The Statute of Anne was in 1710.

According to ICLA, the Irish Copyright Licensing Agency:

In about the year 500AD, St Colmcille borrowed a book of the Gospels from St Finnian of Maigh Bhile and secretly copied it. On realising what had been done, Finnian demanded the return of the book and also the copy. Colmcille objected, saying that the copy was his. The matter was referred to Diarmaid mac Cearrbheoil, the high king.

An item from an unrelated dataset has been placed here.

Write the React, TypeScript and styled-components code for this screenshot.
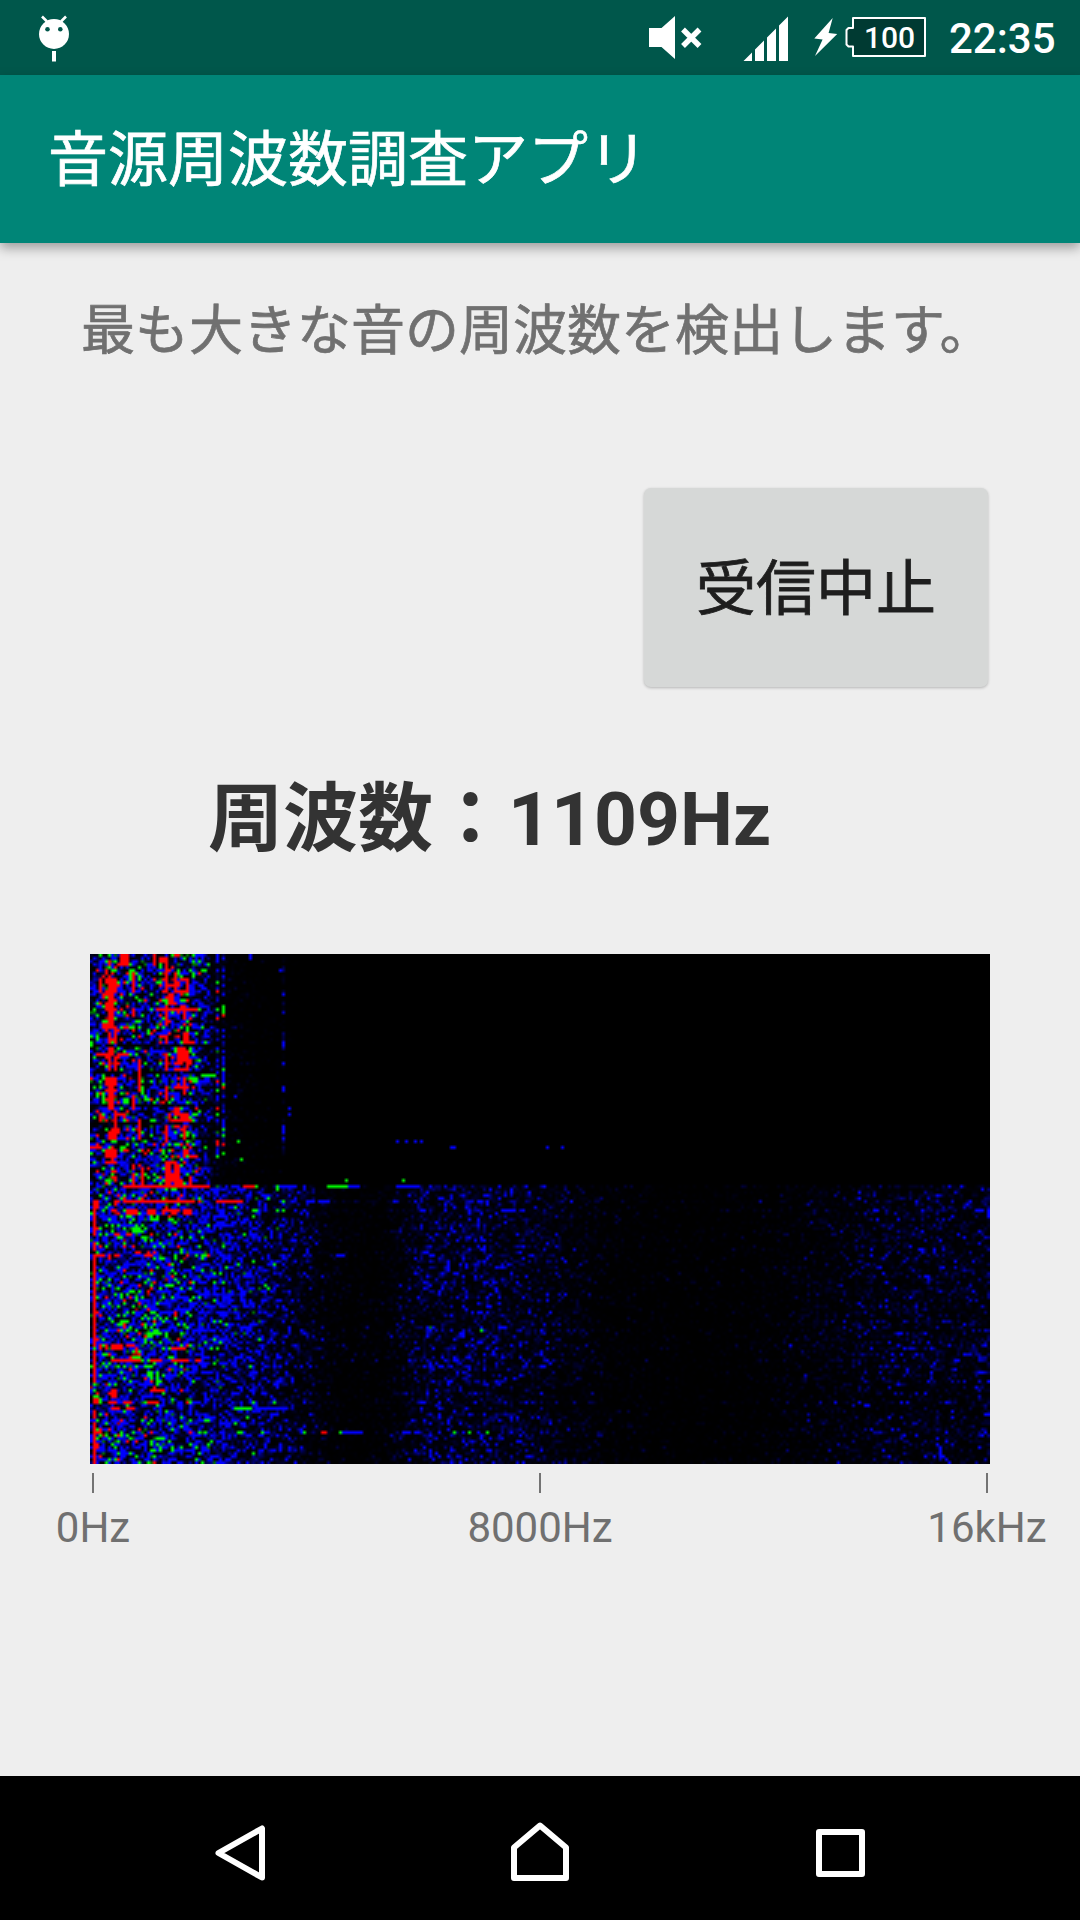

His judgement was le gach bó a buinín agus le gach leabhar a chóip, to every cow her calf and to every book its copy.

http://www.icla.ie/

The first historic mention of Copyright, which set the universal precedent, can be traced to 6th Century Celtic Ireland.

http://www.copyrightprotection.com/history.htm

However, as is acknowledged in most any history of copyright, concerns of authorship trace back to the Ancient Greeks and Romans, even before the corresponding property rights became entrenched during the Enlightenment.

What, you thought they just thought it up one fine day in 1710?

Steven A. Shaw aka "Fat Guy"
Co-founder, Society for Culinary Arts & Letters, sshaw@egstaff.org
Proud signatory to the eG Ethics code
Director, New Media Studies, International Culinary Center (take my food-blogging course)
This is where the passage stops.